In the last year or so, I would just ignore even such a request from Berita Kampus. In the first instance, I'm not the right person to give an official response. It should come from the Sustainability Officer at the Centre for Global Sustainability Studies (CGSS). But last week, I had an agenda. I wanted to see if I could move the Berita Kampus into bigger things. So, I agreed to see them and I ended up spending more than one and a half hours chatting with two of them.
The first thing I ask is, if you go to any of the canteens in campus, will you see polystyrene containers? They will all shake their heads. Come to the USM main campus anytime you choose, I can guarantee you (99.9%) that you will not see polystyrene used by any of the operators. I cannot vouch for the other three campuses because I have not been there for a long time.
The question is, when do you find polystyrene on campus? This happens, often, when students and staff buy food outside and bring them into campus in polystyrene containers. So, the follow-up question I ask is "do you want to see the security guard at the gate checking every bag that comes in to campus?". Almost without exception, the answer is no.

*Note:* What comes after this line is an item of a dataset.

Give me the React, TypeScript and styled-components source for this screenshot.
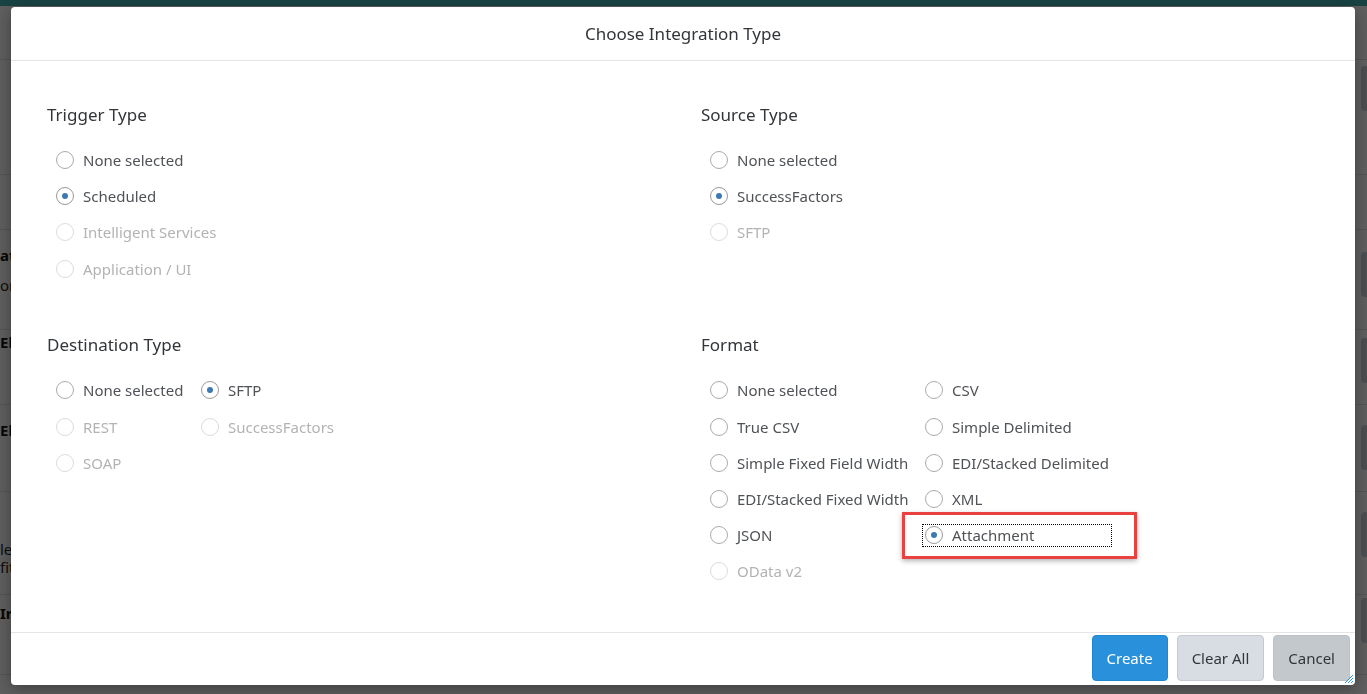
import React from 'react'
import styled, { createGlobalStyle } from 'styled-components'

const GlobalStyle = createGlobalStyle`
  html, body {
    margin: 0;
    height: 100%;
    overflow: hidden;
  }
  body {
    font-family: 'Noto Sans', 'Liberation Sans', sans-serif;
    background: #ebebeb;
  }
`

// page behind the dialog
const Page = styled.div`
  display: flex;
  flex-direction: column;
  height: 100vh;
  background: #ebebeb;
`
const ShellBar = styled.div`
  height: 6px;
  background: #3fa6a8;
  flex: none;
`
const PageRow = styled.div<{ h: number }>`
  height: ${({ h }) => h}px;
  flex: none;
  display: flex;
  justify-content: space-between;
  align-items: flex-start;
  border-bottom: 1px solid #cfcfcf;
  box-sizing: border-box;
`
const RowLabel = styled.div<{ top: number }>`
  padding-top: ${({ top }) => top}px;
  font-size: 15px;
  line-height: 18px;
  color: #222;
  b {
    display: block;
    font-weight: 700;
    color: #111;
  }
`
const RowButton = styled.div<{ top: number }>`
  margin-top: ${({ top }) => top}px;
  width: 56px;
  height: 45px;
  margin-right: -50px;
  background: #bcc2c8;
  border-radius: 4px;
`
const Overlay = styled.div`
  position: fixed;
  inset: 0;
  background: rgba(0, 0, 0, 0.6);
`

// dialog
const Dialog = styled.div`
  position: fixed;
  left: 11px;
  top: 7px;
  width: 1344px;
  height: 678px;
  background: #fff;
  border-radius: 4px;
  box-shadow: 0 4px 16px rgba(0, 0, 0, 0.35);
  display: flex;
  flex-direction: column;
  overflow: hidden;
  color: #32363a;
`
const Header = styled.div`
  height: 53px;
  flex: none;
  display: flex;
  align-items: center;
  justify-content: center;
  border-bottom: 1px solid #e5e5e5;
  font-size: 17px;
`
const Content = styled.div`
  flex: 1;
  display: grid;
  grid-template-columns: 1fr 1fr;
  row-gap: 46.5px;
  align-content: start;
  padding: 42px 0 0 36px;
`
const Section = styled.div`
  display: flex;
  flex-direction: column;
`
const SectionTitle = styled.div`
  font-size: 17px;
  line-height: 24px;
  margin-bottom: 15px;
  color: #32363a;
`
const OptionGrid = styled.div<{ cols: string }>`
  display: grid;
  grid-template-columns: ${({ cols }) => cols};
  grid-auto-rows: 36.2px;
  padding-left: 9px;
`
const Option = styled.label<{ disabled?: boolean; focused?: boolean }>`
  position: relative;
  align-self: center;
  display: flex;
  align-items: center;
  gap: 9px;
  height: 21px;
  font-size: 15px;
  white-space: nowrap;
  color: ${({ disabled }) => (disabled ? '#b3b3b3' : '#4f5256')};
  ${({ focused }) =>
    focused &&
    `
    margin-left: -2px;
    padding-left: 2px;
    width: 186px;
    outline: 1px dotted #000;
  `}
`
const Circle = styled.span<{ checked?: boolean; disabled?: boolean }>`
  width: 16px;
  height: 16px;
  flex: none;
  border-radius: 50%;
  border: 1px solid ${({ disabled, checked }) => (disabled ? '#dcdcdc' : checked ? '#9a9a9a' : '#ababab')};
  background: #fff;
  display: flex;
  align-items: center;
  justify-content: center;
  &::after {
    content: '';
    width: 6px;
    height: 6px;
    border-radius: 50%;
    background: ${({ checked }) => (checked ? '#3d79b3' : 'transparent')};
  }
`
const Highlight = styled.span`
  position: absolute;
  left: -21px;
  top: -13px;
  width: 235px;
  height: 47px;
  box-sizing: border-box;
  border: 3px solid #e8413f;
  box-shadow: 0 2px 5px rgba(0, 0, 0, 0.3);
  pointer-events: none;
`
const Footer = styled.div`
  height: 53px;
  flex: none;
  border-top: 1px solid #e5e5e5;
  display: flex;
  align-items: center;
  justify-content: flex-end;
  gap: 9px;
  padding: 0 5px 2px 0;
  box-sizing: border-box;
  position: relative;
`
const Button = styled.button<{ kind: 'primary' | 'light' | 'dark' }>`
  height: 46px;
  padding: 0 14px;
  border-radius: 4px;
  font-family: inherit;
  font-size: 15px;
  border: 1px solid
    ${({ kind }) => (kind === 'primary' ? '#1f87d2' : kind === 'light' ? '#c4cad0' : '#bcc1c6')};
  background: ${({ kind }) => (kind === 'primary' ? '#2990dc' : kind === 'light' ? '#d7dde3' : '#c3c8cd')};
  color: ${({ kind }) => (kind === 'primary' ? '#fff' : '#32363a')};
`
const Grip = styled.svg`
  position: absolute;
  right: 2px;
  bottom: 2px;
`

type Opt = { label: string; checked?: boolean; disabled?: boolean; focused?: boolean }

const RadioOption = ({ label, checked, disabled, focused }: Opt) => (
  <Option disabled={disabled} focused={focused}>
    <Circle checked={checked} disabled={disabled} />
    {label}
    {focused && <Highlight />}
  </Option>
)

const trigger: Opt[] = [
  { label: 'None selected' },
  { label: 'Scheduled', checked: true },
  { label: 'Intelligent Services', disabled: true },
  { label: 'Application / UI', disabled: true },
]
const source: Opt[] = [
  { label: 'None selected' },
  { label: 'SuccessFactors', checked: true },
  { label: 'SFTP', disabled: true },
]
const destination: Opt[] = [
  { label: 'None selected' },
  { label: 'SFTP', checked: true },
  { label: 'REST', disabled: true },
  { label: 'SuccessFactors', disabled: true },
  { label: 'SOAP', disabled: true },
]
const format: Opt[] = [
  { label: 'None selected' },
  { label: 'CSV' },
  { label: 'True CSV' },
  { label: 'Simple Delimited' },
  { label: 'Simple Fixed Field Width' },
  { label: 'EDI/Stacked Delimited' },
  { label: 'EDI/Stacked Fixed Width' },
  { label: 'XML' },
  { label: 'JSON' },
  { label: 'Attachment', checked: true, focused: true },
  { label: 'OData v2', disabled: true },
]

const sections = [
  { title: 'Trigger Type', cols: '1fr', items: trigger },
  { title: 'Source Type', cols: '1fr', items: source },
  { title: 'Destination Type', cols: '145px 1fr', items: destination },
  { title: 'Format', cols: '215px 1fr', items: format },
]

const bgRows = [
  { h: 54 },
  { h: 115, btn: 6 },
  { h: 55 },
  { h: 100, labelTop: 16, bold: 'at', text: 'on', btn: 22 },
  { h: 75, labelTop: 3, bold: 'El', btn: 8 },
  { h: 87, labelTop: 16, bold: 'El', btn: 20 },
  { h: 103, labelTop: 48, text: 'le', text2: 'fit', btn: 20 },
  { h: 80, labelTop: 9, bold: 'Ir', btn: 3 },
  { h: 30 },
]

export default function App() {
  return (
    <>
      <GlobalStyle />
      <Page>
        <ShellBar />
        {bgRows.map((r, i) => (
          <PageRow key={i} h={r.h}>
            <RowLabel top={r.labelTop ?? 0}>
              {r.bold && <b>{r.bold}</b>}
              {r.bold && r.text && <div style={{ height: 12 }} />}
              {r.text && <div>{r.text}</div>}
              {r.text2 && <div>{r.text2}</div>}
            </RowLabel>
            {r.btn !== undefined && <RowButton top={r.btn} />}
          </PageRow>
        ))}
      </Page>
      <Overlay />
      <Dialog>
        <Header>Choose Integration Type</Header>
        <Content>
          {sections.map((s) => (
            <Section key={s.title}>
              <SectionTitle>{s.title}</SectionTitle>
              <OptionGrid cols={s.cols}>
                {s.items.map((o) => (
                  <RadioOption key={o.label} {...o} />
                ))}
              </OptionGrid>
            </Section>
          ))}
        </Content>
        <Footer>
          <Button kind="primary">Create</Button>
          <Button kind="light">Clear All</Button>
          <Button kind="dark">Cancel</Button>
          <Grip width="9" height="9" viewBox="0 0 9 9">
            <path d="M9 1L1 9M9 4L4 9M9 7L7 9" stroke="#2f8fdc" strokeWidth="1" />
          </Grip>
        </Footer>
      </Dialog>
    </>
  )
}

What about the breach by the schools and departments organising "makan-makan" events? It is unacceptable. But again, do we want to set up a "policing" squad to ensure compliance? Right now, some bosses turn a blind eye. It is not a top priority. Their focus is on KPI. Sustainability indices is still not in the KPI. When it is, the bosses will pay attention. Of course, one of the agenda for CGSS is to make clear policies and then audit the schools and departments to see if they are working "sustainably".
But I am not totally convinced that having a set of KPI followed by audit will lead us to sustainability. The big question we should ask is "what are we supposed to measure?" and following that, are we using the correct or right instrument to measure. Perhaps, more fundamentally, do we have to measure? When will we know we have reached sustainability? In fact, is sustainability measurable? Which instigated one of the reporters to ask whether sustainability is a myth? I replied no - but you have to come see me if you want the long story.
I threw a challenge to Berita Kampus to take their sustainability reporting to a higher, intellectual, level. To talk about ideas. Big ideas. Understand the philosophy behind The White Coffin. The White Coffin is not about getting rid of polystyrene containers per se - that is old news. We should work to create new news. The White Coffin is our flagship project for environmental activism. Understand that, and we can move forward.
I suggested various things. One of it is, could we have like a regular, perhaps monthly or semester, reports by student groups evaluating how "green" the schools are? And these become a regular feature in the BK. At the end of the year, we have a students' assessment of the greenest of the schools and departments.